EXERCISE REQUIREMENTS
Would you write out the listing verbatim and skip every picture in it?

--- Begin DATA EXCERPT ---

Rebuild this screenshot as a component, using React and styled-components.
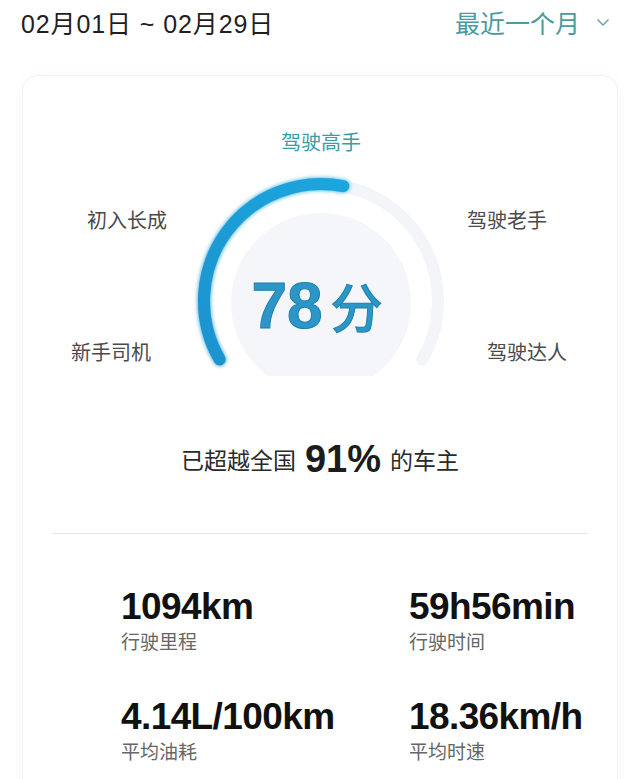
import React from 'react';
import styled, { createGlobalStyle } from 'styled-components';

const Global = createGlobalStyle`
  body {
    margin: 0;
    background: #ffffff;
    font-family: "Liberation Sans", "Noto Sans CJK SC", sans-serif;
  }
`;

const Page = styled.div`
  width: 640px;
  height: 779px;
  overflow: hidden;
  background: #fff;
`;

const Header = styled.header`
  height: 44px;
  display: flex;
  align-items: center;
  justify-content: space-between;
  padding: 0 30px 0 21px;
`;

const DateRange = styled.div`
  font-size: 25px;
  color: #1f1f1f;
  letter-spacing: 0.9px;
`;

const Period = styled.button`
  display: flex;
  align-items: center;
  gap: 16px;
  border: 0;
  background: none;
  padding: 0;
  font-family: inherit;
  font-size: 25px;
  color: #4a9a9e;
`;

const Card = styled.section`
  margin: 31px 22px 0;
  padding-top: 50px;
  border-radius: 16px;
  border: 1px solid #f2f4f7;
  box-shadow: 0 0 12px rgba(0, 0, 0, 0.035);
  background: #fff;
  height: 760px;
`;

const Gauge = styled.div`
  position: relative;
  height: 260px;
  display: flex;
  justify-content: center;
`;

const Dial = styled.svg`
  margin-left: 2px;
`;

const Level = styled.span`
  position: absolute;
  font-size: 20px;
  line-height: 20px;
  color: ${p => (p.$active ? '#3b9ca8' : '#4a4a4a')};
  left: ${p => p.$x}px;
  top: ${p => p.$y}px;
  transform: ${p => (p.$center ? 'translateX(-50%)' : 'none')};
  white-space: nowrap;
`;

const Score = styled.div`
  position: absolute;
  left: 294px;
  top: 148px;
  transform: translateX(-50%);
  display: flex;
  align-items: baseline;
  gap: 8px;
  color: #2b96c7;
  -webkit-text-stroke: 1px #1f80ad;
`;

const ScoreNum = styled.span`
  font-size: 64px;
  font-weight: 700;
  line-height: 64px;
`;

const ScoreUnit = styled.span`
  font-size: 52px;
  font-weight: 500;
  line-height: 64px;
`;

const Summary = styled.p`
  margin: 53px 0 0;
  height: 40px;
  display: flex;
  align-items: center;
  justify-content: center;
  gap: 9px;
  font-size: 23px;
  color: #2a2a2a;
`;

const Percent = styled.strong`
  font-size: 38px;
  font-weight: 700;
  color: #1c1c1c;
`;

const Divider = styled.hr`
  margin: 54px 30px 0;
  border: 0;
  border-top: 1px solid #e4e4e4;
`;

const Stats = styled.div`
  margin-top: 52px;
  padding-left: 98px;
  display: grid;
  grid-template-columns: 288px 1fr;
  row-gap: 41px;
`;

const Stat = styled.div`
  display: flex;
  flex-direction: column;
  gap: 3px;
`;

const Value = styled.span`
  font-size: 37px;
  line-height: 42px;
  font-weight: 700;
  color: #111;
  letter-spacing: -0.6px;
`;

const Label = styled.span`
  font-size: 19px;
  line-height: 24px;
  color: #666;
`;

const cx = 140;
const cy = 175;
const r = 117;
const pt = deg => {
  const a = (deg * Math.PI) / 180;
  return [cx + r * Math.cos(a), cy - r * Math.sin(a)];
};
const [sx, sy] = pt(210);
const [ex, ey] = pt(79);
const [tx, ty] = pt(-30);

const stats = [
  { value: '1094km', label: '行驶里程' },
  { value: '59h56min', label: '行驶时间' },
  { value: '4.14L/100km', label: '平均油耗' },
  { value: '18.36km/h', label: '平均时速' },
];

export default function App() {
  return (
    <Page>
      <Global />
      <Header>
        <DateRange>02月01日 ~ 02月29日</DateRange>
        <Period>
          最近一个月
          <svg width="14" height="10" viewBox="0 0 14 10">
            <path d="M1.5 2.5 L7 8 L12.5 2.5" fill="none" stroke="#6a9ea2" strokeWidth="1.4" />
          </svg>
        </Period>
      </Header>
      <Card>
        <Gauge>
          <Dial width="280" height="250" viewBox="0 0 280 250">
            <defs>
              <linearGradient id="arcGrad" x1="0" y1="1" x2="1" y2="0">
                <stop offset="0" stopColor="#1b93cf" />
                <stop offset="1" stopColor="#1ea6de" />
              </linearGradient>
              <filter id="glow" x="-20%" y="-20%" width="140%" height="140%">
                <feGaussianBlur stdDeviation="2" result="b" />
                <feMerge>
                  <feMergeNode in="b" />
                  <feMergeNode in="SourceGraphic" />
                </feMerge>
              </filter>
            </defs>
            <circle cx={cx} cy={cy + 2} r="90" fill="#f4f6f9" />
            <path
              d={`M${sx} ${sy} A${r} ${r} 0 1 1 ${tx} ${ty}`}
              fill="none"
              stroke="#f3f5f8"
              strokeWidth="12"
              strokeLinecap="round"
            />
            <path
              d={`M${sx} ${sy} A${r} ${r} 0 0 1 ${ex} ${ey}`}
              fill="none"
              stroke="url(#arcGrad)"
              strokeWidth="12"
              strokeLinecap="round"
              filter="url(#glow)"
            />
          </Dial>
          <Level $active $center $x={298} $y={7}>驾驶高手</Level>
          <Level $x={64} $y={85}>初入长成</Level>
          <Level $x={444} $y={85}>驾驶老手</Level>
          <Level $x={48} $y={217}>新手司机</Level>
          <Level $x={464} $y={217}>驾驶达人</Level>
          <Score>
            <ScoreNum>78</ScoreNum>
            <ScoreUnit>分</ScoreUnit>
          </Score>
        </Gauge>
        <Summary>
          已超越全国 <Percent>91%</Percent> 的车主
        </Summary>
        <Divider />
        <Stats>
          {stats.map(s => (
            <Stat key={s.label}>
              <Value>{s.value}</Value>
              <Label>{s.label}</Label>
            </Stat>
          ))}
        </Stats>
      </Card>
    </Page>
  );
}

--- End DATA EXCERPT ---

EXERCISE RESULT
Rebuild this screenshot as a component, using React and styled-components.
import React from 'react';
import styled, { createGlobalStyle } from 'styled-components';

const Global = createGlobalStyle`
  body {
    margin: 0;
    background: #ffffff;
    font-family: "Liberation Sans", "Noto Sans CJK SC", sans-serif;
  }
`;

const Page = styled.div`
  width: 640px;
  height: 779px;
  overflow: hidden;
  background: #fff;
`;

const Header = styled.header`
  height: 44px;
  display: flex;
  align-items: center;
  justify-content: space-between;
  padding: 0 30px 0 21px;
`;

const DateRange = styled.div`
  font-size: 25px;
  color: #1f1f1f;
  letter-spacing: 0.9px;
`;

const Period = styled.button`
  display: flex;
  align-items: center;
  gap: 16px;
  border: 0;
  background: none;
  padding: 0;
  font-family: inherit;
  font-size: 25px;
  color: #4a9a9e;
`;

const Card = styled.section`
  margin: 31px 22px 0;
  padding-top: 50px;
  border-radius: 16px;
  border: 1px solid #f2f4f7;
  box-shadow: 0 0 12px rgba(0, 0, 0, 0.035);
  background: #fff;
  height: 760px;
`;

const Gauge = styled.div`
  position: relative;
  height: 260px;
  display: flex;
  justify-content: center;
`;

const Dial = styled.svg`
  margin-left: 2px;
`;

const Level = styled.span`
  position: absolute;
  font-size: 20px;
  line-height: 20px;
  color: ${p => (p.$active ? '#3b9ca8' : '#4a4a4a')};
  left: ${p => p.$x}px;
  top: ${p => p.$y}px;
  transform: ${p => (p.$center ? 'translateX(-50%)' : 'none')};
  white-space: nowrap;
`;

const Score = styled.div`
  position: absolute;
  left: 294px;
  top: 148px;
  transform: translateX(-50%);
  display: flex;
  align-items: baseline;
  gap: 8px;
  color: #2b96c7;
  -webkit-text-stroke: 1px #1f80ad;
`;

const ScoreNum = styled.span`
  font-size: 64px;
  font-weight: 700;
  line-height: 64px;
`;

const ScoreUnit = styled.span`
  font-size: 52px;
  font-weight: 500;
  line-height: 64px;
`;

const Summary = styled.p`
  margin: 53px 0 0;
  height: 40px;
  display: flex;
  align-items: center;
  justify-content: center;
  gap: 9px;
  font-size: 23px;
  color: #2a2a2a;
`;

const Percent = styled.strong`
  font-size: 38px;
  font-weight: 700;
  color: #1c1c1c;
`;

const Divider = styled.hr`
  margin: 54px 30px 0;
  border: 0;
  border-top: 1px solid #e4e4e4;
`;

const Stats = styled.div`
  margin-top: 52px;
  padding-left: 98px;
  display: grid;
  grid-template-columns: 288px 1fr;
  row-gap: 41px;
`;

const Stat = styled.div`
  display: flex;
  flex-direction: column;
  gap: 3px;
`;

const Value = styled.span`
  font-size: 37px;
  line-height: 42px;
  font-weight: 700;
  color: #111;
  letter-spacing: -0.6px;
`;

const Label = styled.span`
  font-size: 19px;
  line-height: 24px;
  color: #666;
`;

const cx = 140;
const cy = 175;
const r = 117;
const pt = deg => {
  const a = (deg * Math.PI) / 180;
  return [cx + r * Math.cos(a), cy - r * Math.sin(a)];
};
const [sx, sy] = pt(210);
const [ex, ey] = pt(79);
const [tx, ty] = pt(-30);

const stats = [
  { value: '1094km', label: '行驶里程' },
  { value: '59h56min', label: '行驶时间' },
  { value: '4.14L/100km', label: '平均油耗' },
  { value: '18.36km/h', label: '平均时速' },
];

export default function App() {
  return (
    <Page>
      <Global />
      <Header>
        <DateRange>02月01日 ~ 02月29日</DateRange>
        <Period>
          最近一个月
          <svg width="14" height="10" viewBox="0 0 14 10">
            <path d="M1.5 2.5 L7 8 L12.5 2.5" fill="none" stroke="#6a9ea2" strokeWidth="1.4" />
          </svg>
        </Period>
      </Header>
      <Card>
        <Gauge>
          <Dial width="280" height="250" viewBox="0 0 280 250">
            <defs>
              <linearGradient id="arcGrad" x1="0" y1="1" x2="1" y2="0">
                <stop offset="0" stopColor="#1b93cf" />
                <stop offset="1" stopColor="#1ea6de" />
              </linearGradient>
              <filter id="glow" x="-20%" y="-20%" width="140%" height="140%">
                <feGaussianBlur stdDeviation="2" result="b" />
                <feMerge>
                  <feMergeNode in="b" />
                  <feMergeNode in="SourceGraphic" />
                </feMerge>
              </filter>
            </defs>
            <circle cx={cx} cy={cy + 2} r="90" fill="#f4f6f9" />
            <path
              d={`M${sx} ${sy} A${r} ${r} 0 1 1 ${tx} ${ty}`}
              fill="none"
              stroke="#f3f5f8"
              strokeWidth="12"
              strokeLinecap="round"
            />
            <path
              d={`M${sx} ${sy} A${r} ${r} 0 0 1 ${ex} ${ey}`}
              fill="none"
              stroke="url(#arcGrad)"
              strokeWidth="12"
              strokeLinecap="round"
              filter="url(#glow)"
            />
          </Dial>
          <Level $active $center $x={298} $y={7}>驾驶高手</Level>
          <Level $x={64} $y={85}>初入长成</Level>
          <Level $x={444} $y={85}>驾驶老手</Level>
          <Level $x={48} $y={217}>新手司机</Level>
          <Level $x={464} $y={217}>驾驶达人</Level>
          <Score>
            <ScoreNum>78</ScoreNum>
            <ScoreUnit>分</ScoreUnit>
          </Score>
        </Gauge>
        <Summary>
          已超越全国 <Percent>91%</Percent> 的车主
        </Summary>
        <Divider />
        <Stats>
          {stats.map(s => (
            <Stat key={s.label}>
              <Value>{s.value}</Value>
              <Label>{s.label}</Label>
            </Stat>
          ))}
        </Stats>
      </Card>
    </Page>
  );
}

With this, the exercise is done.